Member of the Council of Representatives
- Incumbent
- Assumed office 2018
- Monarch: Hamad bin Isa Al Khalifa
- Prime Minister: Khalifa bin Salman Al Khalifa, Salman, Crown Prince of Bahrain
- Preceded by: Ali Al Ateesh
- Parliamentary group: independent
- Constituency: Sixth Constituency, Capital Governorate

Personal details
- Born: Masouma Hassan Abdul-Hussein Abdelrahim
- Occupation: doctor, politician

= Masouma Abdelrahim =

Bahraini politician (born 1932)

Masouma Hassan Abdul-Hussein Abdul-Rahim (معصومة عبد الرحيم, born June 15, 1932) is a Bahraini politician, psychiatrist, social activist, and columnist of Iranian origin. She was sworn into the Council of Representatives on December 12, 2018, for the sixth constituency of the Capital Governorate.

==Career==
She headed the drug and alcohol unit at the Ministry of Health.

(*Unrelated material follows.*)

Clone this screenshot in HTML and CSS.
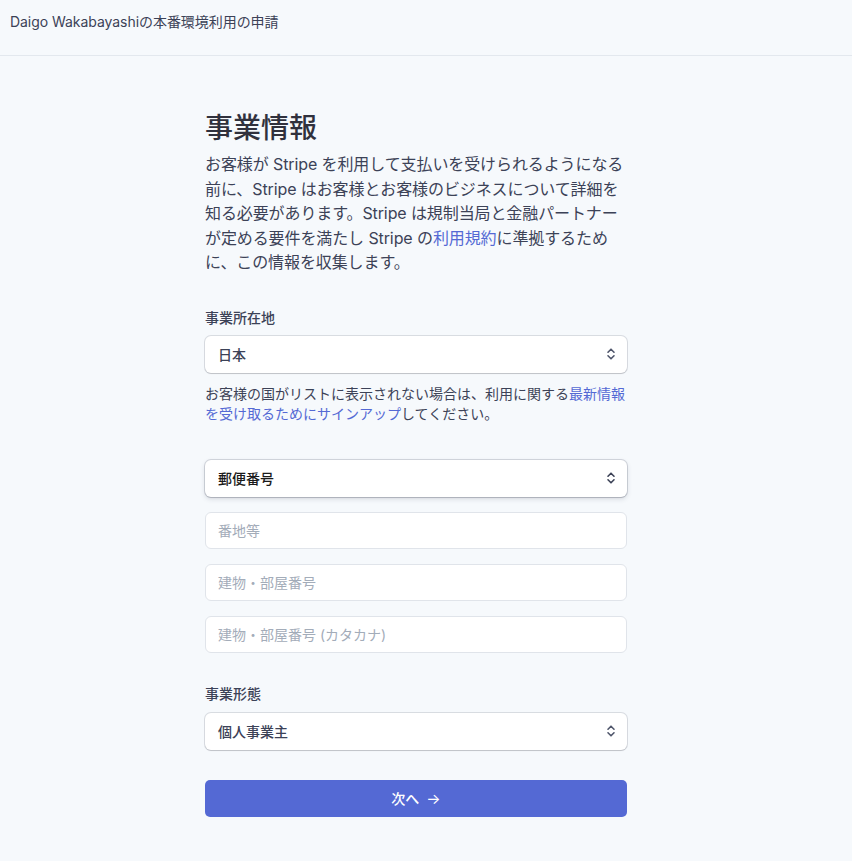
FILE: index.html
```html
<!DOCTYPE html>
<html lang="ja">
<head>
<meta charset="utf-8">
<title>事業情報</title>
<link rel="stylesheet" href="styles.css">
</head>
<body>
<header class="topbar">
  <div class="topbar-title">Daigo Wakabayashiの本番環境利用の申請</div>
</header>
<main class="main">
  <h1 class="title">事業情報</h1>
  <p class="lead">お客様が Stripe を利用して支払いを受けられるようになる<br>前に、Stripe はお客様とお客様のビジネスについて詳細を<br>知る必要があります。Stripe は規制当局と金融パートナー<br>が定める要件を満たし Stripe の<a class="link" href="#">利用規約</a>に準拠するため<br>に、この情報を収集します。</p>

  <section class="field field-country">
    <div class="label">事業所在地</div>
    <div class="select">
      <span class="select-value">日本</span>
      <svg class="chev" width="10" height="14" viewBox="0 0 10 14"><path d="M2 5.2L5 2.2L8 5.2M2 8.8L5 11.8L8 8.8" fill="none" stroke="#4f566b" stroke-width="1.6" stroke-linecap="round" stroke-linejoin="round"/></svg>
    </div>
    <p class="help">お客様の国がリストに表示されない場合は、利用に関する<a class="link" href="#">最新情報<br>を受け取るためにサインアップ</a>してください。</p>
  </section>

  <section class="address">
    <div class="select select-focus">
      <span class="select-value select-value-dark">郵便番号</span>
      <svg class="chev" width="10" height="14" viewBox="0 0 10 14"><path d="M2 5.2L5 2.2L8 5.2M2 8.8L5 11.8L8 8.8" fill="none" stroke="#3c4257" stroke-width="1.6" stroke-linecap="round" stroke-linejoin="round"/></svg>
    </div>
    <div class="input"><span class="placeholder">番地等</span></div>
    <div class="input"><span class="placeholder">建物・部屋番号</span></div>
    <div class="input"><span class="placeholder">建物・部屋番号 (カタカナ)</span></div>
  </section>

  <section class="field field-type">
    <div class="label">事業形態</div>
    <div class="select">
      <span class="select-value">個人事業主</span>
      <svg class="chev" width="10" height="14" viewBox="0 0 10 14"><path d="M2 5.2L5 2.2L8 5.2M2 8.8L5 11.8L8 8.8" fill="none" stroke="#4f566b" stroke-width="1.6" stroke-linecap="round" stroke-linejoin="round"/></svg>
    </div>
  </section>

  <button class="btn" type="button">次へ <span class="arrow">→</span></button>
</main>
</body>
</html>
```

FILE: styles.css
```css
* { box-sizing: border-box; }
html, body {
  margin: 0;
  padding: 0;
  background: #f6f9fc;
  font-family: Inter, "Noto Sans CJK JP", sans-serif;
  color: #3c4257;
}
.topbar {
  height: 56px;
  border-bottom: 1px solid #e3e8ee;
  padding: 12px 10px 0;
}
.topbar-title {
  font-size: 14px;
  line-height: 20px;
  color: #3c4257;
  letter-spacing: -0.05px;
}
.main {
  width: 422px;
  margin-left: 205px;
  padding-top: 54px;
  padding-bottom: 40px;
}
.title {
  margin: 0;
  font-size: 28px;
  line-height: 36px;
  font-weight: 500;
  color: #30313d;
}
.lead {
  margin: 6px 0 0;
  font-size: 16px;
  line-height: 24.6px;
  color: #3c4257;
  white-space: nowrap;
  letter-spacing: -0.1px;
}
.link {
  color: #5469d4;
  text-decoration: none;
}
.field-country { margin-top: 33px; }
.label {
  font-size: 14px;
  line-height: 20px;
  font-weight: 500;
  color: #3c4257;
}
.select {
  margin-top: 8px;
  height: 37px;
  background: #fff;
  border-radius: 6px;
  box-shadow: 0 0 0 1px rgba(60, 66, 87, 0.16), 0 1px 1px rgba(0, 0, 0, 0.12);
  display: flex;
  align-items: center;
  justify-content: space-between;
  padding: 0 11px 0 13px;
}
.select-value {
  font-size: 14px;
  font-weight: 500;
  color: #3c4257;
}
.select-value-dark { color: #1a1a1a; }
.chev { display: block; }
.help {
  margin: 11px 0 0;
  font-size: 14px;
  line-height: 20px;
  color: #3c4257;
  white-space: nowrap;
}
.address {
  margin-top: 36px;
  display: flex;
  flex-direction: column;
  gap: 15px;
}
.address .select { margin-top: 0; }
.select-focus {
  box-shadow: 0 0 0 1px rgba(60, 66, 87, 0.18), 0 2px 5px rgba(60, 66, 87, 0.18), 0 1px 1px rgba(0, 0, 0, 0.1);
}
.input {
  height: 37px;
  background: #fff;
  border: 1px solid #e0e4ea;
  border-radius: 6px;
  display: flex;
  align-items: center;
  padding: 0 12px;
}
.placeholder {
  font-size: 14px;
  color: #a3acb9;
}
.field-type { margin-top: 31px; }
.field-type .select { margin-top: 9px; }
.btn {
  margin-top: 30px;
  width: 100%;
  height: 37px;
  border: 0;
  border-radius: 5px;
  background: #5469d4;
  color: #fff;
  font-family: Inter, "Noto Sans CJK JP", sans-serif;
  font-size: 14px;
  font-weight: 500;
  display: flex;
  align-items: center;
  justify-content: center;
  gap: 7px;
}
.arrow { font-size: 15px; font-weight: 400; }
```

==Council of Representatives==
She entered the political arena when she ran in the 2018 Bahraini general election, in which she ran for the sixth district in the Capital Governorate. In the first round on November 24, 2018, she received 1,332 votes for 26.09%, requiring a second round on December 1, in which she defeated Ali Al Ateesh (the incumbent elected in the 2014 Bahraini general election from the Muslim League party) with 2,137 votes for 54.20%.

==Controversy==
Abdelrahim sparked controversy when she posted a video on her Snapchat account calling for the severing of child molesters’ penises.

Awal Online reported that Abdelrahim closed her Instagram account after harsh criticisms of the new MPs in comments to a video of several in a Secretariat workshop that she posted.

In a symposium held by the National Constituent Assembly in Sanad, Abdelrahim reported that World Health Organization statistics indicate 20–30,000 drug addicts in Bahrain. Previously, the Health Ministry had refused to officially declare the number.